◆ WHAT NEEDS TO BE DONE
Take the lines beginning with the one that contains "Rebuild this screenshot" and ending with the one that contains "import React from 'react';", and set them down exactly. Omit all pictures.

◆ Items from a data source

- - -

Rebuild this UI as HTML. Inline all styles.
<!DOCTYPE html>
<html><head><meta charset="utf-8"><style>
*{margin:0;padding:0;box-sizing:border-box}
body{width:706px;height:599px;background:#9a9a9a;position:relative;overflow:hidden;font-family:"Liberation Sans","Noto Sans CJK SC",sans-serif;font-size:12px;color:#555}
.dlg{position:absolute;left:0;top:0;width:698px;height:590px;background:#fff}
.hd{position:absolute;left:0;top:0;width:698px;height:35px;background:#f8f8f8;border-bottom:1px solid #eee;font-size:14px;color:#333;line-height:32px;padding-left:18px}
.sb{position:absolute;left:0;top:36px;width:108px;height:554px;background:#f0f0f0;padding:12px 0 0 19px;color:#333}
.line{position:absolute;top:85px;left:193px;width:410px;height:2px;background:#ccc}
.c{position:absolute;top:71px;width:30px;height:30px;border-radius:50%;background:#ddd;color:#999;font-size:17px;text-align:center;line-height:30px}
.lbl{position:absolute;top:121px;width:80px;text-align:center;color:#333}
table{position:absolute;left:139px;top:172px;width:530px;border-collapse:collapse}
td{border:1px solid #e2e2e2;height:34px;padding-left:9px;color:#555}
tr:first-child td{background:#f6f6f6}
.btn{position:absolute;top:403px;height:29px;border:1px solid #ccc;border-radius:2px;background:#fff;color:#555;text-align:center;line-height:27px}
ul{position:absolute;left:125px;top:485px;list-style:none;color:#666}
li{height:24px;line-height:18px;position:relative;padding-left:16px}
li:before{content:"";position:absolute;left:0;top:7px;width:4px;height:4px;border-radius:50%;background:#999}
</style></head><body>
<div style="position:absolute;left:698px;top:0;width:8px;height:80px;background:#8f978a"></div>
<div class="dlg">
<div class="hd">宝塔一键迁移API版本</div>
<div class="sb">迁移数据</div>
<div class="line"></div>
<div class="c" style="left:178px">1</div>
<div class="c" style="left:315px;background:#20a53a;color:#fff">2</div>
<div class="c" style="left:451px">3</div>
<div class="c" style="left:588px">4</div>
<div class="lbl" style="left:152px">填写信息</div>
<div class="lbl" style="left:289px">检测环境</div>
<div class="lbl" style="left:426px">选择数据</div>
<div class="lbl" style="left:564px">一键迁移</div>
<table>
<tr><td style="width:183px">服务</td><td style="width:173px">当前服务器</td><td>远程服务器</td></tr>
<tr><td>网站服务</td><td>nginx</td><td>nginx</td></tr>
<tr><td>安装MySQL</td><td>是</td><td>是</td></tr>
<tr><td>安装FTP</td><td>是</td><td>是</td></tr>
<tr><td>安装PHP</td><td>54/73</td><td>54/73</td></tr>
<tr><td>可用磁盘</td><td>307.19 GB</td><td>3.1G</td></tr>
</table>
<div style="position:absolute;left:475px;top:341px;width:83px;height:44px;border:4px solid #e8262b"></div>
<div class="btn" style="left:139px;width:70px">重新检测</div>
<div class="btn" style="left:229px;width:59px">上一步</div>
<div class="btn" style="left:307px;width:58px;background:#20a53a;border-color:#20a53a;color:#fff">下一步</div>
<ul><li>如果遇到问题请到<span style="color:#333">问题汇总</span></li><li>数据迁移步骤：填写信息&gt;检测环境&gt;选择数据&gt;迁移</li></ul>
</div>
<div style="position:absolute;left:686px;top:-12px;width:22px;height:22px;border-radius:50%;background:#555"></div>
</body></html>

- - -

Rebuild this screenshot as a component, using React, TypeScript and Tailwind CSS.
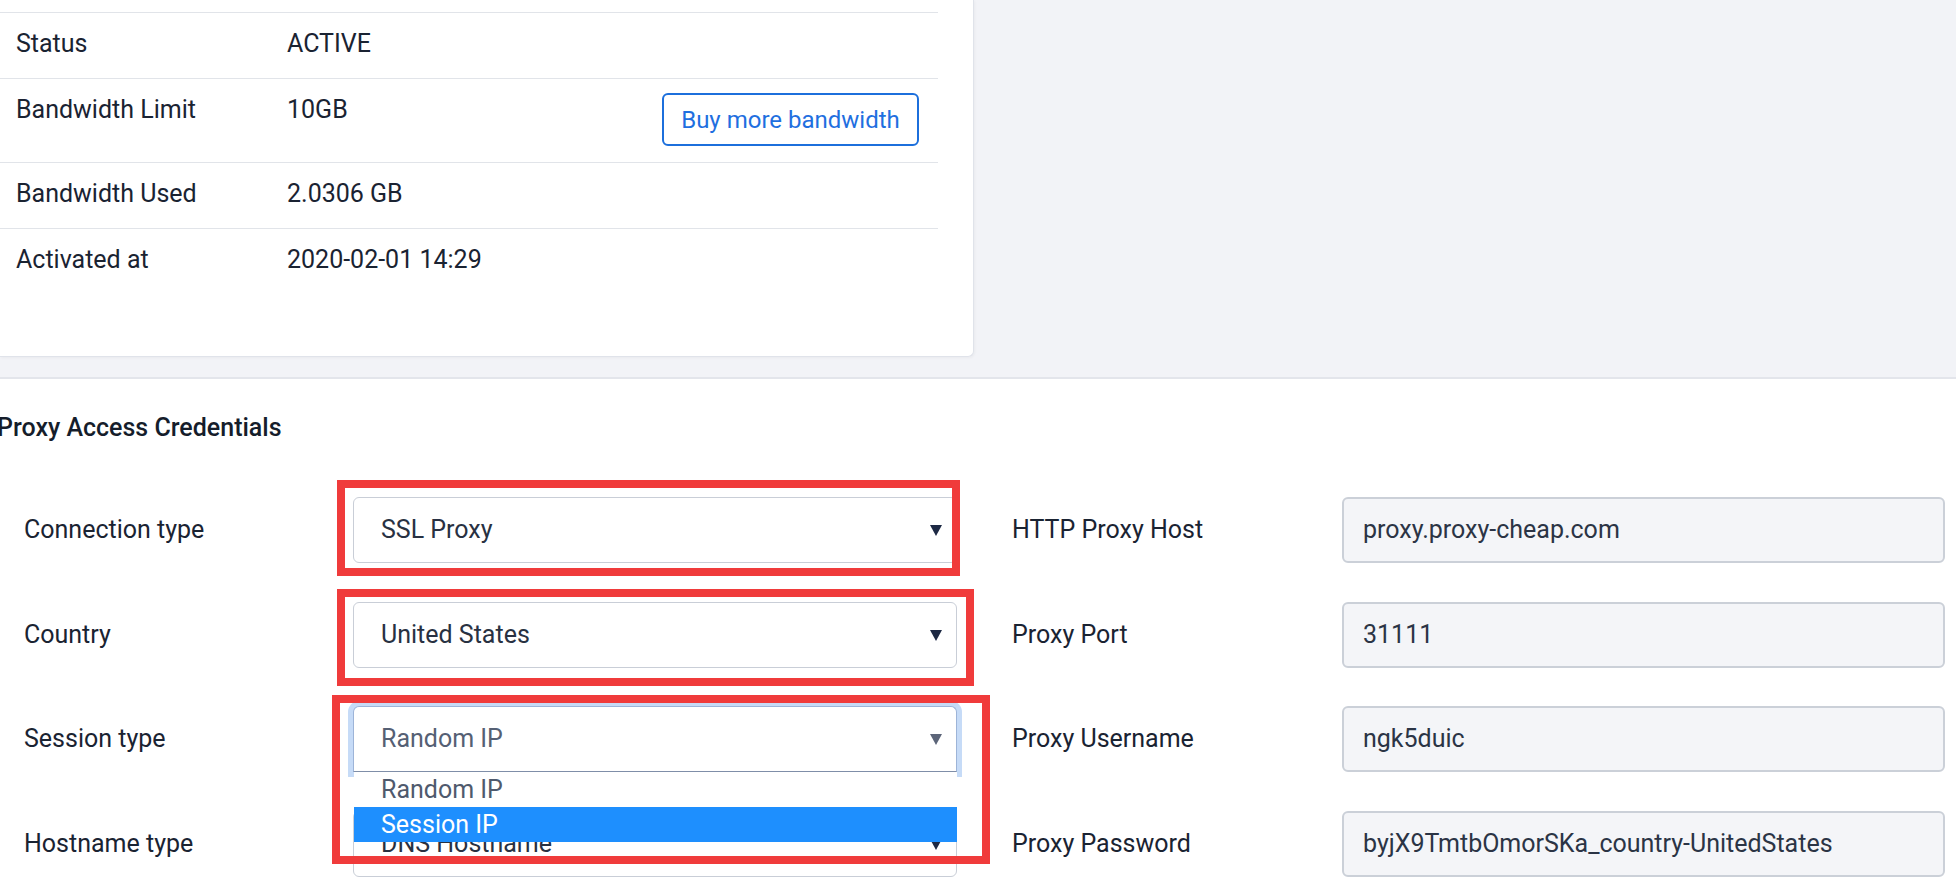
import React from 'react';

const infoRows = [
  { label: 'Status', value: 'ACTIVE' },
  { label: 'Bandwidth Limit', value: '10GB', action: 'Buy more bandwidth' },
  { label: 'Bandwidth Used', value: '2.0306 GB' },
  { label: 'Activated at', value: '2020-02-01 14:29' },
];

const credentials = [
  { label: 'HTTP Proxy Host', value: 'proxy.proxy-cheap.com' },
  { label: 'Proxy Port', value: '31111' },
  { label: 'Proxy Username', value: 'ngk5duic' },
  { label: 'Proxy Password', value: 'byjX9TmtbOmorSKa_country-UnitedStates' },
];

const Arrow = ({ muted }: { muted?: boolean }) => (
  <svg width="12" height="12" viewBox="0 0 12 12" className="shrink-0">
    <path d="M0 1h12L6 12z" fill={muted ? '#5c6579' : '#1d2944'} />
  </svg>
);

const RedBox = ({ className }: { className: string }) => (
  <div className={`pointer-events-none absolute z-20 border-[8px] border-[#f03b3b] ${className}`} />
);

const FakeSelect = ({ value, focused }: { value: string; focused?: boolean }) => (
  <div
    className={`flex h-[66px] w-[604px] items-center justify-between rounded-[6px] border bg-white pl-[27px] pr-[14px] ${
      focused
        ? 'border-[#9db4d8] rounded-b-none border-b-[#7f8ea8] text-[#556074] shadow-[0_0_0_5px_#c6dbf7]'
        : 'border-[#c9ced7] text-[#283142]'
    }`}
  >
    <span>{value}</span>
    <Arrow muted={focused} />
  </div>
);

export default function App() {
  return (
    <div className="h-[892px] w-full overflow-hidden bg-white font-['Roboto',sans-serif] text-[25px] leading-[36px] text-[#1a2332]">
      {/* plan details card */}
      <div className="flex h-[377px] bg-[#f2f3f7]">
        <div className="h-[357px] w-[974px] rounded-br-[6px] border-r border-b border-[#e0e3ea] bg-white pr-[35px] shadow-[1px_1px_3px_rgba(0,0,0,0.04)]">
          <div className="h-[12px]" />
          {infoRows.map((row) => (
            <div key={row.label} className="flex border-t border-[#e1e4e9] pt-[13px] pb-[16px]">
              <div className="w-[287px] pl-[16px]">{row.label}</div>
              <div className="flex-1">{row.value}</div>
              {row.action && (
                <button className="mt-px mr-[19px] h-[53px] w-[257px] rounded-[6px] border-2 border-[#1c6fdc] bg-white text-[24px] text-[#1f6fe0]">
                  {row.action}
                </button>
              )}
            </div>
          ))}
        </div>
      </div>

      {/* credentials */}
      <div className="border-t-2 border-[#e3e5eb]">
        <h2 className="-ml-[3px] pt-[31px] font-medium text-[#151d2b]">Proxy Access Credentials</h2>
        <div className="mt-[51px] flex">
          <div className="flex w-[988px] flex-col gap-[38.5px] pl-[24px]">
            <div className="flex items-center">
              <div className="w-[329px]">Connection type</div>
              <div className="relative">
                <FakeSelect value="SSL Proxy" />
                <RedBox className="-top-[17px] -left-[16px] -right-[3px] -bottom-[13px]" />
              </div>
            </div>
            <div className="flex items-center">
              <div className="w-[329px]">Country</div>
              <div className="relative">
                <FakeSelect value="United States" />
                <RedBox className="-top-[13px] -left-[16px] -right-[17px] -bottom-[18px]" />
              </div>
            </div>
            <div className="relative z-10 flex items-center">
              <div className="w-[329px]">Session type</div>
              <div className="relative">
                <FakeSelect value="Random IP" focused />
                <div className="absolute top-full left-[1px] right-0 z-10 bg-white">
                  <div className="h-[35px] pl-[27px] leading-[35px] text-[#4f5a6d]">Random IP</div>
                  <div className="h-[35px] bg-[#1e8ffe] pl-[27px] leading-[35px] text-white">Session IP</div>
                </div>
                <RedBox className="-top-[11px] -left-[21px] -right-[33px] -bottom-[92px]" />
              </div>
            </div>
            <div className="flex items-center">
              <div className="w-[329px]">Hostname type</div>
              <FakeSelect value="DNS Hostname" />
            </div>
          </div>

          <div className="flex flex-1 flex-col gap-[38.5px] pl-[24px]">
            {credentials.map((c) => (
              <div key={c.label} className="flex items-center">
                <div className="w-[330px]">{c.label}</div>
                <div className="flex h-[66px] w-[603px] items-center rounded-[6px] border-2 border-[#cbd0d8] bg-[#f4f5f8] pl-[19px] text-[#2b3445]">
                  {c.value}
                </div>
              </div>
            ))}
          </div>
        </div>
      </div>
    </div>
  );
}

- - -

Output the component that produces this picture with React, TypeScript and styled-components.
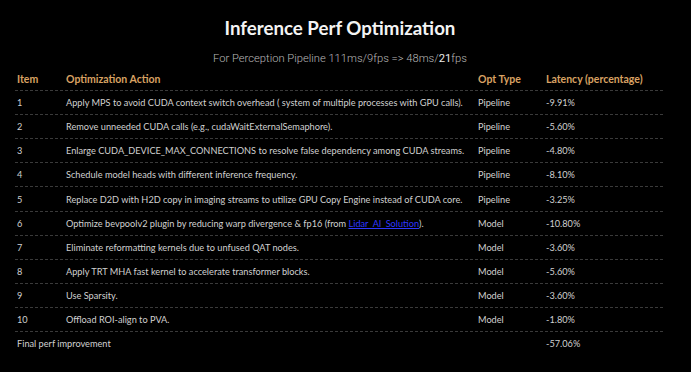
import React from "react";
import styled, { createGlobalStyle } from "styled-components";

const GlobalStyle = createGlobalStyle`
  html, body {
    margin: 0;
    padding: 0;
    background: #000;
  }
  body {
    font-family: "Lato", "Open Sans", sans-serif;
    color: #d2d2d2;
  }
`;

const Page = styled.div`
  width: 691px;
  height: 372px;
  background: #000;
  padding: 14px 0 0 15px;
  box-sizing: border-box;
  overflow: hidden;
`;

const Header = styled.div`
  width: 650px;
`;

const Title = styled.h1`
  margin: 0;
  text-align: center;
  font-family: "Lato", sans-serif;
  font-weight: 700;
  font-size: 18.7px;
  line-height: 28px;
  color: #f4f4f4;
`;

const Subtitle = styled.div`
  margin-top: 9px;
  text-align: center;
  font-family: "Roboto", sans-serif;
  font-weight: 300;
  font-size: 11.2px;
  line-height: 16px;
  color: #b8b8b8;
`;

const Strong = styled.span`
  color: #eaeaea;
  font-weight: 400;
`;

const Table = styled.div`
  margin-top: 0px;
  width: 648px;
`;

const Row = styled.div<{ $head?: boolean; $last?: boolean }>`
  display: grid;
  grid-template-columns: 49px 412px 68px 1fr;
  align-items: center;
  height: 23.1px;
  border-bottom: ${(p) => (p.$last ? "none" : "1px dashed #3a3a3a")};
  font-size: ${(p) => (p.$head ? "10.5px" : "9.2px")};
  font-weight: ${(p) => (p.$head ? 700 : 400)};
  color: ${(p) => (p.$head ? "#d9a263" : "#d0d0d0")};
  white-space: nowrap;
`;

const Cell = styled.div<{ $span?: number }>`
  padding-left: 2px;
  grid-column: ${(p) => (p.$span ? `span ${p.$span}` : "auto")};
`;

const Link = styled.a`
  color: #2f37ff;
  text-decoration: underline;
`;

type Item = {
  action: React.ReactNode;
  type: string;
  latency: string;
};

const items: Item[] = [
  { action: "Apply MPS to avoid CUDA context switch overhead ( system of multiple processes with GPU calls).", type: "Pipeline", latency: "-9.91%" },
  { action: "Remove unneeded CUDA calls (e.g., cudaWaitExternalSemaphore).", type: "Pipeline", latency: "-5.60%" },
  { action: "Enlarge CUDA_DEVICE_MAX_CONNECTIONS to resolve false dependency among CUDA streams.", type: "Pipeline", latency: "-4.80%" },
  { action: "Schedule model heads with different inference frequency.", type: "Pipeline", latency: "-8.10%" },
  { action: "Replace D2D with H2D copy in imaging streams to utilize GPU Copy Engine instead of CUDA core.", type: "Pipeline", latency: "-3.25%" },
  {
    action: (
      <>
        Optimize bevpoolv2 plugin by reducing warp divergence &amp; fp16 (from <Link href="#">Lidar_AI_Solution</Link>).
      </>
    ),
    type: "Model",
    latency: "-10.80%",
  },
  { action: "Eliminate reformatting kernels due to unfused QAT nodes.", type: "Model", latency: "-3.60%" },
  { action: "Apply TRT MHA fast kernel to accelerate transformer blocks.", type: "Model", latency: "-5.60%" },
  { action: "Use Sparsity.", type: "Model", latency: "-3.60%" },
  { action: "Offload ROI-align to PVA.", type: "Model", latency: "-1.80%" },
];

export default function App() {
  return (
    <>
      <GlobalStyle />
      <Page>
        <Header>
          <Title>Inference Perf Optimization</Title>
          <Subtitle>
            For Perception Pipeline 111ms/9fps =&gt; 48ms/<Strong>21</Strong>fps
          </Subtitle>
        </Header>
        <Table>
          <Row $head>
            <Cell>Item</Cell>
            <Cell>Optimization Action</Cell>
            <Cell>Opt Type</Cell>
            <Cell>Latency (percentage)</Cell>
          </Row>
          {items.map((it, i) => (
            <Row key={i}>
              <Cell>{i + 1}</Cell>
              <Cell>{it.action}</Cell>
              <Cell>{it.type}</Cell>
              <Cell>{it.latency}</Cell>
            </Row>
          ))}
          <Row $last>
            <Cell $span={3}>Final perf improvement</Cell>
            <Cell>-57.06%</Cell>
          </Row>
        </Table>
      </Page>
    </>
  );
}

- - -

◆ SOLUTION TO THIS TASK
Rebuild this screenshot as a component, using React, TypeScript and Tailwind CSS.
import React from 'react';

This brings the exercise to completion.